During her residency, Elizabeth Pedler recorded interviews with community members, capturing documentation of plants, landscapes, and land management practices. The participants included farmers, Noongar elders, biologists, and local artists, who focused on the changing landscape, endemic and introduced species, and water ecologies, shaped by geographical and human factors. In doing so, she explored the everyday lives and interests of people whose way of life was very different to her own. Navigating different life experiences and perspectives on farming, animal husbandry, climate, and food, Pedler discussed with locals their perspectives on how they relate to the land on which they live, working to understand, as an outsider to the community, how the distances between them were formed and what can be learned from different perspectives.
Amongst the stories are field recordings by Josten Myburgh and the voices of Juno and Esmae, two girls who were born into the project — Juno to Pedler and her husband Andrew and Esmae to local hosts Kerry and Richard. Bringing together human stories, site recordings, video of plant life, and sculpture of the two children with clay partially sourced from Richard and Kerry’s dam, the artwork shares the stories written across the landscape of Wellstead and looks to the shifting future — of climate, community and landscape — these two girls may yet see.

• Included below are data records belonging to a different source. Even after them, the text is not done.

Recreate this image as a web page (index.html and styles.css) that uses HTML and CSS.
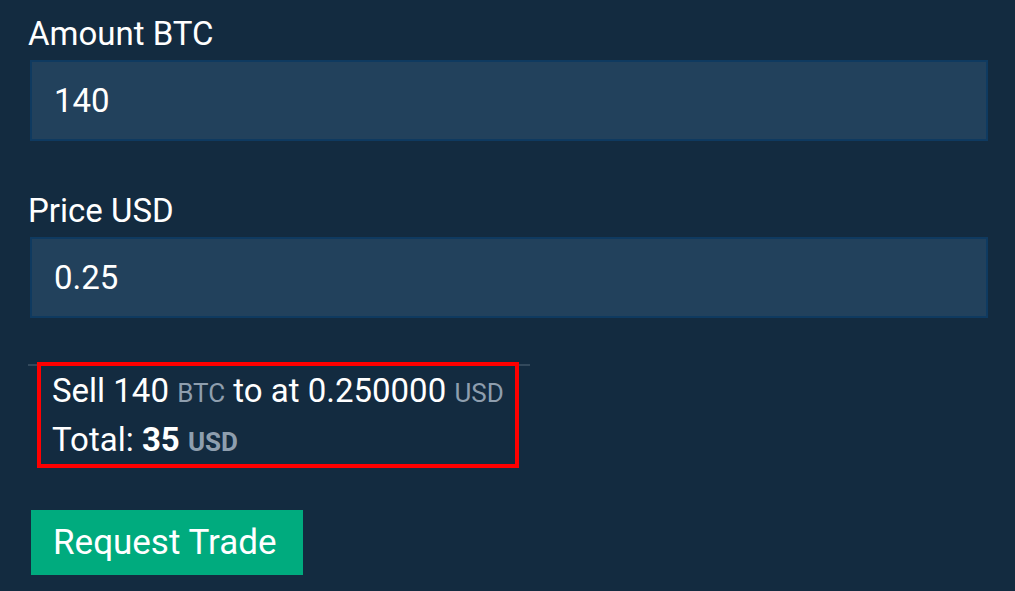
FILE: index.html
```html
<!DOCTYPE html>
<html lang="en">
<head>
<meta charset="utf-8">
<title>Trade</title>
<link rel="stylesheet" href="styles.css">
</head>
<body>
<div class="page">
  <div class="field">
    <label class="label" for="amount">Amount BTC</label>
    <input class="input" id="amount" type="text" value="140">
  </div>
  <div class="field field-second">
    <label class="label" for="price">Price USD</label>
    <input class="input" id="price" type="text" value="0.25">
  </div>
  <div class="summary">
    <div class="highlight">
      <div class="line">Sell 140 <span class="unit">BTC</span> to at 0.250000 <span class="unit">USD</span></div>
      <div class="line">Total: <strong>35</strong> <span class="unit unit-bold">USD</span></div>
    </div>
  </div>
  <button class="btn" type="button">Request Trade</button>
</div>
</body>
</html>
```

FILE: styles.css
```css
html, body {
  margin: 0;
  padding: 0;
  background: #132b40;
}

body {
  font-family: Roboto, "Liberation Sans", sans-serif;
  color: #ffffff;
  width: 1015px;
  height: 591px;
  overflow: hidden;
}

.page {
  padding: 14px 27px 0 28px;
}

.field {
  display: flex;
  flex-direction: column;
}

.field-second {
  margin-top: 50px;
}

.label {
  font-size: 33px;
  line-height: 40px;
  height: 40px;
}

.input {
  margin: 6px 0 0 2px;
  height: 81px;
  box-sizing: border-box;
  border: 2px solid #0f3a60;
  background: #22415c;
  color: #ffffff;
  font-family: Roboto, "Liberation Sans", sans-serif;
  font-size: 33px;
  padding: 0 22px;
  outline: none;
}

.summary {
  margin-top: 46px;
  width: 502px;
  border-top: 2px solid #33495c;
}

.highlight {
  margin-left: 13px;
  width: 474px;
  box-sizing: border-box;
  padding-left: 11px;
  outline: 4px solid #ff0000;
  font-size: 33px;
  line-height: 49px;
}

.unit {
  font-size: 26px;
  line-height: 1;
  color: #8e9eae;
}

.unit-bold {
  font-weight: 700;
}

.line strong {
  font-weight: 700;
}

.btn {
  display: block;
  margin: 46px 0 0 3px;
  width: 272px;
  height: 65px;
  border: none;
  background: #00ab7e;
  color: #ffffff;
  font-family: Roboto, "Liberation Sans", sans-serif;
  font-size: 35px;
  text-align: left;
  padding: 0 0 0 22px;
  cursor: pointer;
}
```
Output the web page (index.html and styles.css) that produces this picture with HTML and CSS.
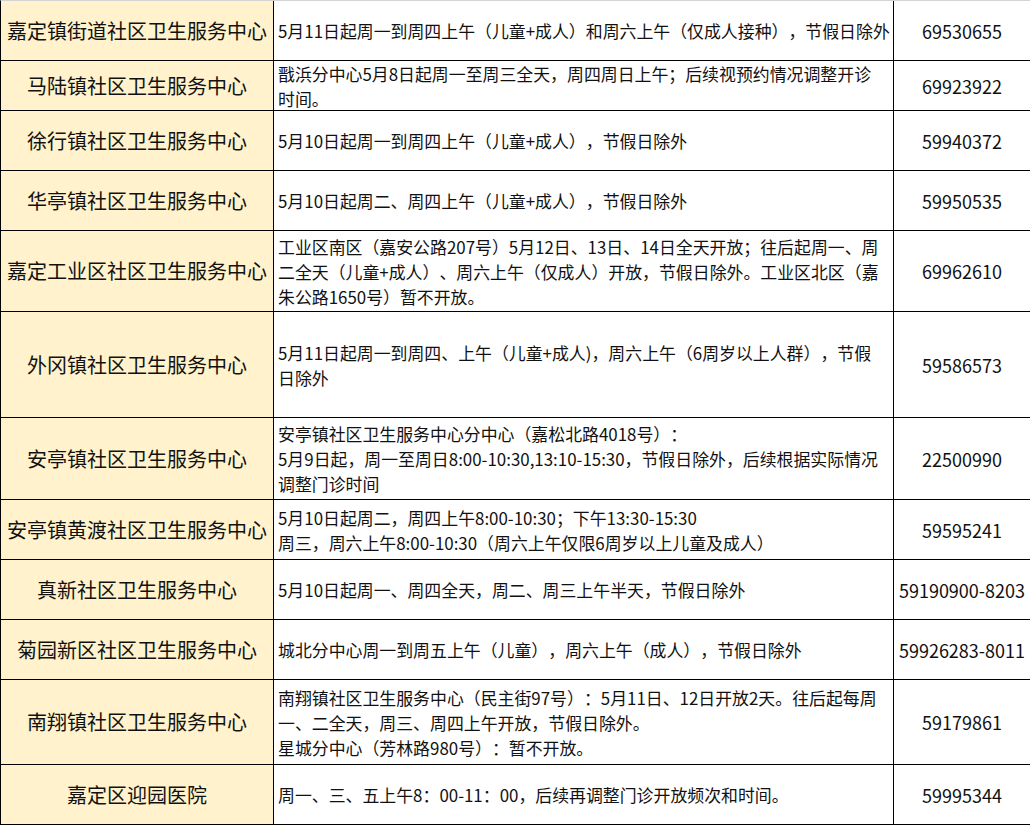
FILE: index.html
```html
<!DOCTYPE html>
<html lang="zh-CN">
<head>
<meta charset="utf-8">
<title>嘉定区社区卫生服务中心门诊安排</title>
<link rel="stylesheet" href="styles.css">
</head>
<body>
<div class="sheet">
  <div class="name">嘉定镇街道社区卫生服务中心</div>
  <div class="info">5月11日起周一到周四上午（儿童+成人）和周六上午（仅成人接种），节假日除外</div>
  <div class="tel">69530655</div>

  <div class="name">马陆镇社区卫生服务中心</div>
  <div class="info">戬浜分中心5月8日起周一至周三全天，周四周日上午；后续视预约情况调整开诊<br>时间。</div>
  <div class="tel">69923922</div>

  <div class="name">徐行镇社区卫生服务中心</div>
  <div class="info">5月10日起周一到周四上午（儿童+成人），节假日除外</div>
  <div class="tel">59940372</div>

  <div class="name">华亭镇社区卫生服务中心</div>
  <div class="info">5月10日起周二、周四上午（儿童+成人），节假日除外</div>
  <div class="tel">59950535</div>

  <div class="name">嘉定工业区社区卫生服务中心</div>
  <div class="info">工业区南区（嘉安公路207号）5月12日、13日、14日全天开放；往后起周一、周<br>二全天（儿童+成人）、周六上午（仅成人）开放，节假日除外。工业区北区（嘉<br>朱公路1650号）暂不开放。</div>
  <div class="tel">69962610</div>

  <div class="name">外冈镇社区卫生服务中心</div>
  <div class="info">5月11日起周一到周四、上午（儿童+成人)，周六上午（6周岁以上人群），节假<br>日除外</div>
  <div class="tel">59586573</div>

  <div class="name">安亭镇社区卫生服务中心</div>
  <div class="info">安亭镇社区卫生服务中心分中心（嘉松北路4018号）：<br>5月9日起，周一至周日8:00-10:30,13:10-15:30，节假日除外，后续根据实际情况<br>调整门诊时间</div>
  <div class="tel">22500990</div>

  <div class="name">安亭镇黄渡社区卫生服务中心</div>
  <div class="info">5月10日起周二，周四上午8:00-10:30；下午13:30-15:30<br>周三，周六上午8:00-10:30（周六上午仅限6周岁以上儿童及成人）</div>
  <div class="tel">59595241</div>

  <div class="name">真新社区卫生服务中心</div>
  <div class="info">5月10日起周一、周四全天，周二、周三上午半天，节假日除外</div>
  <div class="tel">59190900-8203</div>

  <div class="name">菊园新区社区卫生服务中心</div>
  <div class="info">城北分中心周一到周五上午（儿童），周六上午（成人），节假日除外</div>
  <div class="tel">59926283-8011</div>

  <div class="name">南翔镇社区卫生服务中心</div>
  <div class="info">南翔镇社区卫生服务中心（民主街97号）：5月11日、12日开放2天。往后起每周<br>一、二全天，周三、周四上午开放，节假日除外。<br>星城分中心（芳林路980号）：暂不开放。</div>
  <div class="tel">59179861</div>

  <div class="name">嘉定区迎园医院</div>
  <div class="info">周一、三、五上午8：00-11：00，后续再调整门诊开放频次和时间。</div>
  <div class="tel">59995344</div>
</div>
</body>
</html>
```
FILE: styles.css
```css
html, body {
  margin: 0;
  padding: 0;
  background: #ffffff;
}

body {
  width: 1030px;
  height: 825px;
  overflow: hidden;
  font-family: "Noto Sans CJK SC", "Noto Sans", sans-serif;
  color: #111111;
  text-spacing-trim: space-all;
}

.sheet {
  display: grid;
  grid-template-columns: 273px 620px 137px;
  grid-template-rows: 60px 50px 60px 60px 81px 106px 82px 60px 60px 60px 85px 60px;
  border-top: 1px solid #d4d4d4;
  border-left: 1px solid #000000;
  box-sizing: border-box;
  width: 1031px;
}

.sheet > div {
  box-sizing: border-box;
  border-right: 1px solid #000000;
  border-bottom: 1px solid #000000;
  display: flex;
  align-items: center;
}

.name {
  background: #fff2cc;
  justify-content: center;
  font-size: 20px;
  line-height: 26px;
  white-space: nowrap;
}

.info {
  padding-left: 4px;
  font-size: 16.9px;
  line-height: 25px;
  white-space: nowrap;
}

.tel {
  justify-content: center;
  font-size: 18px;
  line-height: 24px;
  white-space: nowrap;
}
```
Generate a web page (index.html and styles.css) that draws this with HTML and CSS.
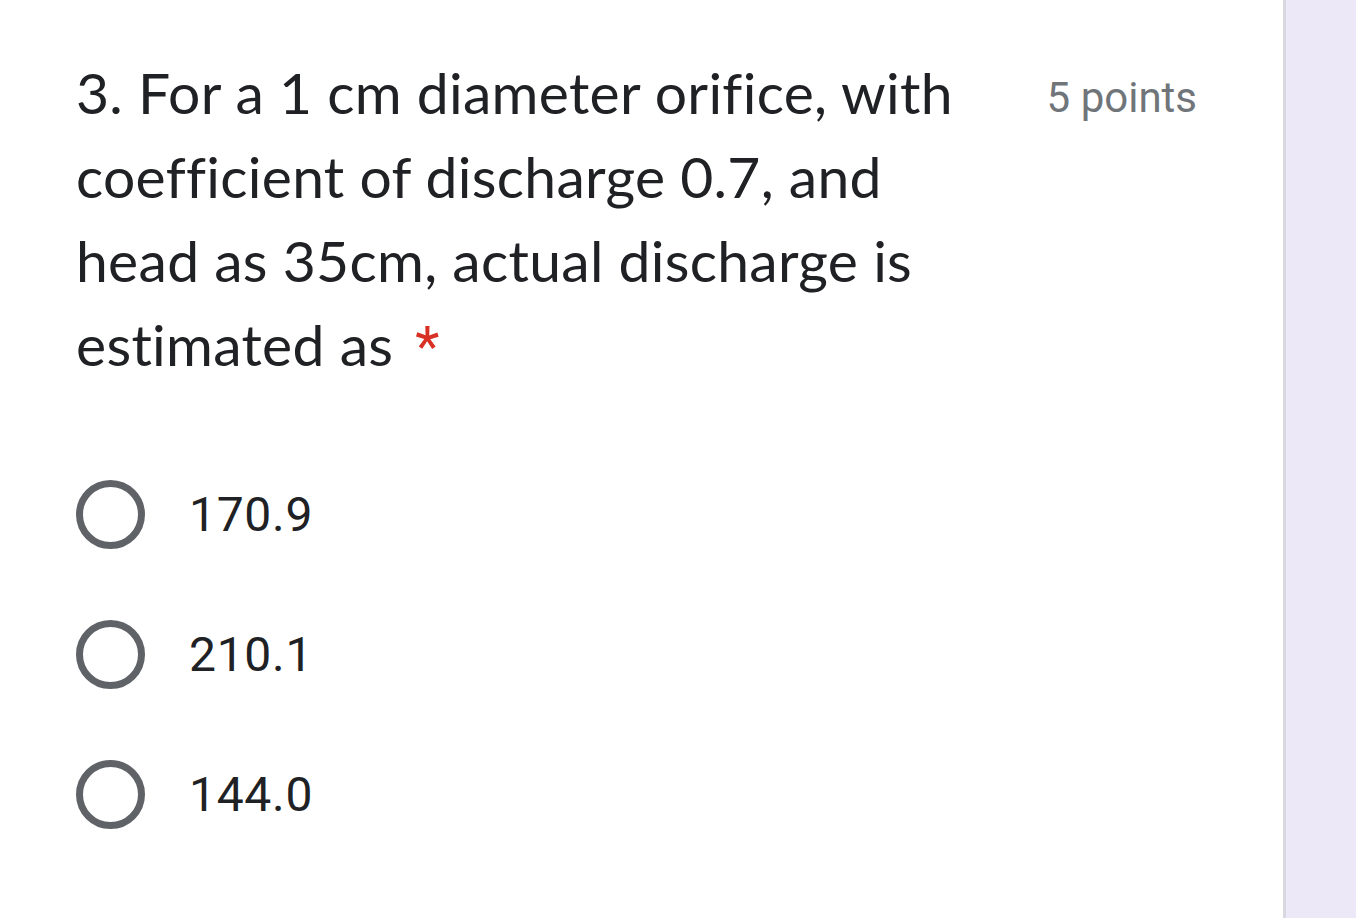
FILE: index.html
```html
<!DOCTYPE html>
<html>
<head>
<meta charset="utf-8">
<link rel="stylesheet" href="styles.css">
</head>
<body>
<div class="page">
  <main class="card">
    <div class="header">
      <div class="question">3. For a 1 cm diameter orifice, with<br>coefficient of discharge 0.7, and<br>head as 35cm, actual discharge is<br>estimated as<span class="req">*</span></div>
      <div class="points">5 points</div>
    </div>
    <div class="options">
      <label class="option"><span class="radio"></span><span class="label">170.9</span></label>
      <label class="option"><span class="radio"></span><span class="label">210.1</span></label>
      <label class="option"><span class="radio"></span><span class="label">144.0</span></label>
    </div>
  </main>
  <aside class="side"></aside>
</div>
</body>
</html>
```

FILE: styles.css
```css
html, body {
  margin: 0;
  padding: 0;
  height: 100%;
}
body {
  background: #ece8f7;
  overflow: hidden;
}
.page {
  display: flex;
  height: 918px;
}
.card {
  width: 1283px;
  flex: none;
  background: #ffffff;
  border-right: 3px solid #d9d8e0;
  box-sizing: content-box;
  padding: 50px 0 0 0;
}
.side {
  flex: 1;
  background: #ece8f7;
}
.header {
  display: flex;
  justify-content: space-between;
  align-items: flex-start;
  padding: 0 86px 0 76px;
}
.question {
  font-family: "Lato", "Open Sans", sans-serif;
  font-size: 57px;
  line-height: 84px;
  color: #202124;
  letter-spacing: 0.3px;
  font-variant-ligatures: none;
}
.req {
  font-family: "Roboto", sans-serif;
  color: #d93025;
  padding-left: 22px;
  font-size: 56px;
  line-height: 0;
  letter-spacing: 0;
}
.points {
  font-family: "Roboto", sans-serif;
  font-size: 42px;
  line-height: 84px;
  color: #70757a;
  padding-top: 6px;
}
.options {
  display: flex;
  flex-direction: column;
  padding: 58px 0 0 76px;
}
.option {
  display: flex;
  align-items: center;
  height: 140px;
}
.radio {
  width: 55px;
  height: 55px;
  border: 7px solid #5f6368;
  border-radius: 50%;
  flex: none;
}
.label {
  font-family: "Roboto", sans-serif;
  font-size: 48px;
  color: #202124;
  margin-left: 44px;
  letter-spacing: 0.7px;
}
```
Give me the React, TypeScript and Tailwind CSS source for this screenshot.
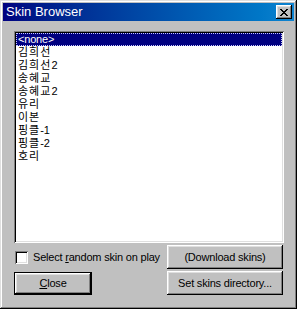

Presented alongside Pedler’s installation is a selection of engravings by Joseph Banks, chosen by members of the Wellstead community who selected the flora they recognised growing in their area, entwined with the daily lives of the community. The scientific and detail-oriented recreations of each plant species is juxtaposed with the varied stories of agriculture, conservation, revegetation, and regenerative initiatives from interviews with community members, occasionally overlapping with the sounds of children chattering or crying, to present a story of how the landscape is impacted by and impacts human stories. In this way, Pedler presents the story of Wellstead as a story that cannot be captured solely within a precise engraving, but a messy entangling of human and non-human lives with connections, interdependencies, and relationships with others.